** start **
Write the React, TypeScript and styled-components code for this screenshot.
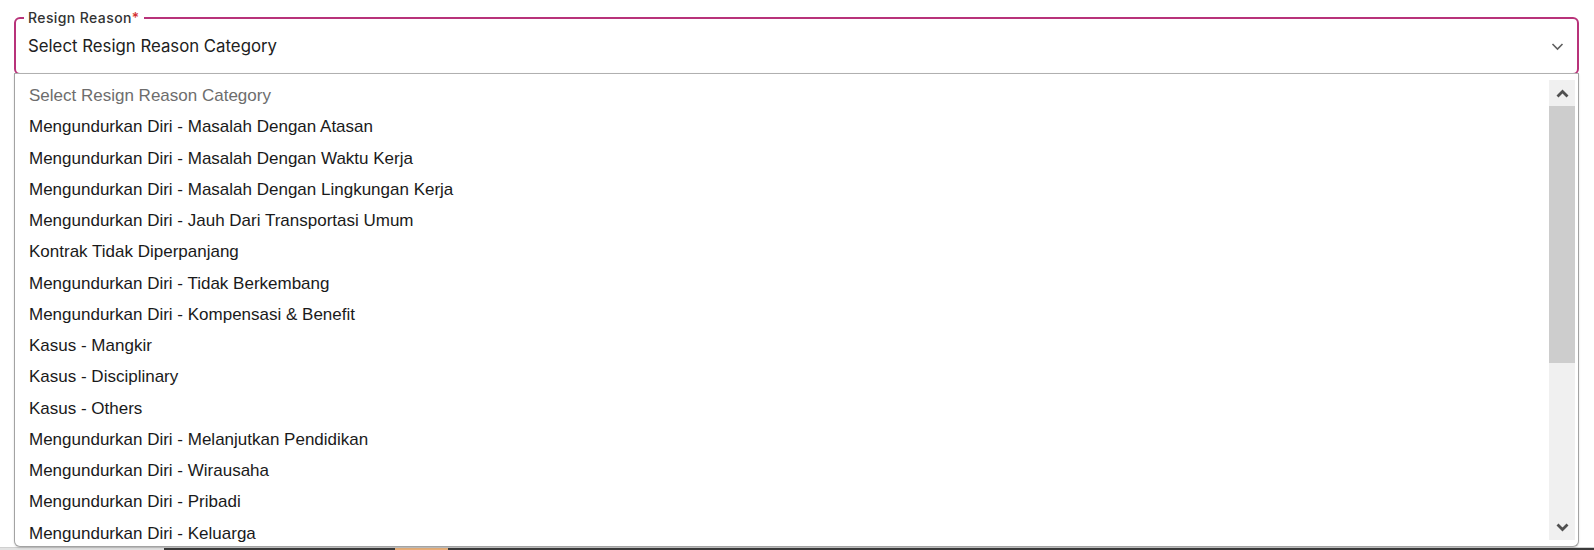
import React from "react";
import styled, { createGlobalStyle } from "styled-components";

const GlobalStyle = createGlobalStyle`
  html, body { margin: 0; padding: 0; background: #ffffff; }
  body { font-family: "Liberation Sans", Arial, sans-serif; }
  * { box-sizing: border-box; }
`;

const Page = styled.div`
  width: 1594px;
  height: 550px;
  display: flex;
  flex-direction: column;
  overflow: hidden;
  background: #fff;
`;

const FieldArea = styled.div`
  padding: 10px 15px 0 14px;
  display: flex;
  flex-direction: column;
`;

const Fieldset = styled.fieldset`
  margin: 0;
  padding: 0 13px 7px 8px;
  border: 2px solid #b8337a;
  border-radius: 6px;
  min-width: 0;
`;

const Legend = styled.legend`
  padding: 0 4px;
  font-family: Inter, "Liberation Sans", sans-serif;
  font-size: 14px;
  font-weight: 500;
  letter-spacing: 0.4px;
  line-height: 15px;
  color: #333333;
`;

const Required = styled.span`
  color: #d32f2f;
`;

const ValueRow = styled.div`
  height: 41px;
  display: flex;
  align-items: center;
  justify-content: space-between;
  padding-left: 4px;
  font-family: Inter, "Liberation Sans", sans-serif;
  font-size: 16.8px;
  color: #212121;
`;

const Chevron = styled.svg`
  width: 13px;
  height: 9px;
  margin-top: 1px;
`;

const ListBox = styled.div`
  position: relative;
  margin: -2px 15px 0 14px;
  height: 474px;
  border: 1px solid #a3a3a3;
  border-top-color: #b0b0b0;
  border-radius: 0 0 6px 6px;
  box-shadow: 0 1px 2px rgba(0, 0, 0, 0.15);
  display: flex;
  overflow: hidden;
  background: #fff;
`;

const Items = styled.ul`
  list-style: none;
  margin: 0;
  padding: 6px 0 0 0;
  flex: 1;
  overflow: hidden;
`;

const Item = styled.li<{ $placeholder?: boolean }>`
  height: 31.25px;
  line-height: 31.25px;
  padding-left: 14px;
  font-family: "Liberation Sans", Arial, sans-serif;
  font-size: 17px;
  color: ${(p) => (p.$placeholder ? "#6d6d6d" : "#1a1a1a")};
  white-space: nowrap;
`;

const Scrollbar = styled.div`
  width: 26px;
  margin: 6px 3px 6px 0;
  background: #f0f0f0;
  display: flex;
  flex-direction: column;
`;

const ScrollButton = styled.div`
  height: 26px;
  display: flex;
  align-items: center;
  justify-content: center;
  flex-shrink: 0;
`;

const Track = styled.div`
  flex: 1;
  display: flex;
  flex-direction: column;
`;

const Thumb = styled.div`
  background: #cdcdcd;
  flex-shrink: 0;
`;

const BottomStrip = styled.div`
  flex: 1;
  display: flex;
  border-top: 1px solid #d0d0d0;
`;

const StripSegment = styled.div<{ $color: string }>`
  background: ${(p) => p.$color};
`;

const options = [
  "Mengundurkan Diri - Masalah Dengan Atasan",
  "Mengundurkan Diri - Masalah Dengan Waktu Kerja",
  "Mengundurkan Diri - Masalah Dengan Lingkungan Kerja",
  "Mengundurkan Diri - Jauh Dari Transportasi Umum",
  "Kontrak Tidak Diperpanjang",
  "Mengundurkan Diri - Tidak Berkembang",
  "Mengundurkan Diri - Kompensasi & Benefit",
  "Kasus - Mangkir",
  "Kasus - Disciplinary",
  "Kasus - Others",
  "Mengundurkan Diri - Melanjutkan Pendidikan",
  "Mengundurkan Diri - Wirausaha",
  "Mengundurkan Diri - Pribadi",
  "Mengundurkan Diri - Keluarga",
];

const ArrowUp = () => (
  <svg width="13" height="9" viewBox="0 0 13 9">
    <path d="M1.5 7.5 L6.5 2.5 L11.5 7.5" fill="none" stroke="#505050" strokeWidth="2.8" />
  </svg>
);

const ArrowDown = () => (
  <svg width="13" height="9" viewBox="0 0 13 9">
    <path d="M1.5 1.5 L6.5 6.5 L11.5 1.5" fill="none" stroke="#505050" strokeWidth="2.8" />
  </svg>
);

export default function App() {
  return (
    <Page>
      <GlobalStyle />
      <FieldArea>
        <Fieldset>
          <Legend>
            Resign Reason<Required>*</Required>
          </Legend>
          <ValueRow>
            <span>Select Resign Reason Category</span>
            <Chevron viewBox="0 0 13 9">
              <path d="M1.5 2 L6.5 7 L11.5 2" fill="none" stroke="#5f5f5f" strokeWidth="1.6" />
            </Chevron>
          </ValueRow>
        </Fieldset>
      </FieldArea>
      <ListBox>
        <Items>
          <Item $placeholder>Select Resign Reason Category</Item>
          {options.map((o) => (
            <Item key={o}>{o}</Item>
          ))}
        </Items>
        <Scrollbar>
          <ScrollButton>
            <ArrowUp />
          </ScrollButton>
          <Track>
            <Thumb style={{ height: 257 }} />
          </Track>
          <ScrollButton>
            <ArrowDown />
          </ScrollButton>
        </Scrollbar>
      </ListBox>
      <BottomStrip>
        <StripSegment $color="#e2e2e2" style={{ width: 164 }} />
        <StripSegment $color="#3a3a3a" style={{ width: 231 }} />
        <StripSegment $color="#e9b07a" style={{ width: 53 }} />
        <StripSegment $color="#3a3a3a" style={{ flex: 1 }} />
      </BottomStrip>
    </Page>
  );
}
** end **
● **Task objective**
The data should be printed again unchanged; leave its pictures out.

● **Full solution**
Write the React, TypeScript and styled-components code for this screenshot.
import React from "react";
import styled, { createGlobalStyle } from "styled-components";

const GlobalStyle = createGlobalStyle`
  html, body { margin: 0; padding: 0; background: #ffffff; }
  body { font-family: "Liberation Sans", Arial, sans-serif; }
  * { box-sizing: border-box; }
`;

const Page = styled.div`
  width: 1594px;
  height: 550px;
  display: flex;
  flex-direction: column;
  overflow: hidden;
  background: #fff;
`;

const FieldArea = styled.div`
  padding: 10px 15px 0 14px;
  display: flex;
  flex-direction: column;
`;

const Fieldset = styled.fieldset`
  margin: 0;
  padding: 0 13px 7px 8px;
  border: 2px solid #b8337a;
  border-radius: 6px;
  min-width: 0;
`;

const Legend = styled.legend`
  padding: 0 4px;
  font-family: Inter, "Liberation Sans", sans-serif;
  font-size: 14px;
  font-weight: 500;
  letter-spacing: 0.4px;
  line-height: 15px;
  color: #333333;
`;

const Required = styled.span`
  color: #d32f2f;
`;

const ValueRow = styled.div`
  height: 41px;
  display: flex;
  align-items: center;
  justify-content: space-between;
  padding-left: 4px;
  font-family: Inter, "Liberation Sans", sans-serif;
  font-size: 16.8px;
  color: #212121;
`;

const Chevron = styled.svg`
  width: 13px;
  height: 9px;
  margin-top: 1px;
`;

const ListBox = styled.div`
  position: relative;
  margin: -2px 15px 0 14px;
  height: 474px;
  border: 1px solid #a3a3a3;
  border-top-color: #b0b0b0;
  border-radius: 0 0 6px 6px;
  box-shadow: 0 1px 2px rgba(0, 0, 0, 0.15);
  display: flex;
  overflow: hidden;
  background: #fff;
`;

const Items = styled.ul`
  list-style: none;
  margin: 0;
  padding: 6px 0 0 0;
  flex: 1;
  overflow: hidden;
`;

const Item = styled.li<{ $placeholder?: boolean }>`
  height: 31.25px;
  line-height: 31.25px;
  padding-left: 14px;
  font-family: "Liberation Sans", Arial, sans-serif;
  font-size: 17px;
  color: ${(p) => (p.$placeholder ? "#6d6d6d" : "#1a1a1a")};
  white-space: nowrap;
`;

const Scrollbar = styled.div`
  width: 26px;
  margin: 6px 3px 6px 0;
  background: #f0f0f0;
  display: flex;
  flex-direction: column;
`;

const ScrollButton = styled.div`
  height: 26px;
  display: flex;
  align-items: center;
  justify-content: center;
  flex-shrink: 0;
`;

const Track = styled.div`
  flex: 1;
  display: flex;
  flex-direction: column;
`;

const Thumb = styled.div`
  background: #cdcdcd;
  flex-shrink: 0;
`;

const BottomStrip = styled.div`
  flex: 1;
  display: flex;
  border-top: 1px solid #d0d0d0;
`;

const StripSegment = styled.div<{ $color: string }>`
  background: ${(p) => p.$color};
`;

const options = [
  "Mengundurkan Diri - Masalah Dengan Atasan",
  "Mengundurkan Diri - Masalah Dengan Waktu Kerja",
  "Mengundurkan Diri - Masalah Dengan Lingkungan Kerja",
  "Mengundurkan Diri - Jauh Dari Transportasi Umum",
  "Kontrak Tidak Diperpanjang",
  "Mengundurkan Diri - Tidak Berkembang",
  "Mengundurkan Diri - Kompensasi & Benefit",
  "Kasus - Mangkir",
  "Kasus - Disciplinary",
  "Kasus - Others",
  "Mengundurkan Diri - Melanjutkan Pendidikan",
  "Mengundurkan Diri - Wirausaha",
  "Mengundurkan Diri - Pribadi",
  "Mengundurkan Diri - Keluarga",
];

const ArrowUp = () => (
  <svg width="13" height="9" viewBox="0 0 13 9">
    <path d="M1.5 7.5 L6.5 2.5 L11.5 7.5" fill="none" stroke="#505050" strokeWidth="2.8" />
  </svg>
);

const ArrowDown = () => (
  <svg width="13" height="9" viewBox="0 0 13 9">
    <path d="M1.5 1.5 L6.5 6.5 L11.5 1.5" fill="none" stroke="#505050" strokeWidth="2.8" />
  </svg>
);

export default function App() {
  return (
    <Page>
      <GlobalStyle />
      <FieldArea>
        <Fieldset>
          <Legend>
            Resign Reason<Required>*</Required>
          </Legend>
          <ValueRow>
            <span>Select Resign Reason Category</span>
            <Chevron viewBox="0 0 13 9">
              <path d="M1.5 2 L6.5 7 L11.5 2" fill="none" stroke="#5f5f5f" strokeWidth="1.6" />
            </Chevron>
          </ValueRow>
        </Fieldset>
      </FieldArea>
      <ListBox>
        <Items>
          <Item $placeholder>Select Resign Reason Category</Item>
          {options.map((o) => (
            <Item key={o}>{o}</Item>
          ))}
        </Items>
        <Scrollbar>
          <ScrollButton>
            <ArrowUp />
          </ScrollButton>
          <Track>
            <Thumb style={{ height: 257 }} />
          </Track>
          <ScrollButton>
            <ArrowDown />
          </ScrollButton>
        </Scrollbar>
      </ListBox>
      <BottomStrip>
        <StripSegment $color="#e2e2e2" style={{ width: 164 }} />
        <StripSegment $color="#3a3a3a" style={{ width: 231 }} />
        <StripSegment $color="#e9b07a" style={{ width: 53 }} />
        <StripSegment $color="#3a3a3a" style={{ flex: 1 }} />
      </BottomStrip>
    </Page>
  );
}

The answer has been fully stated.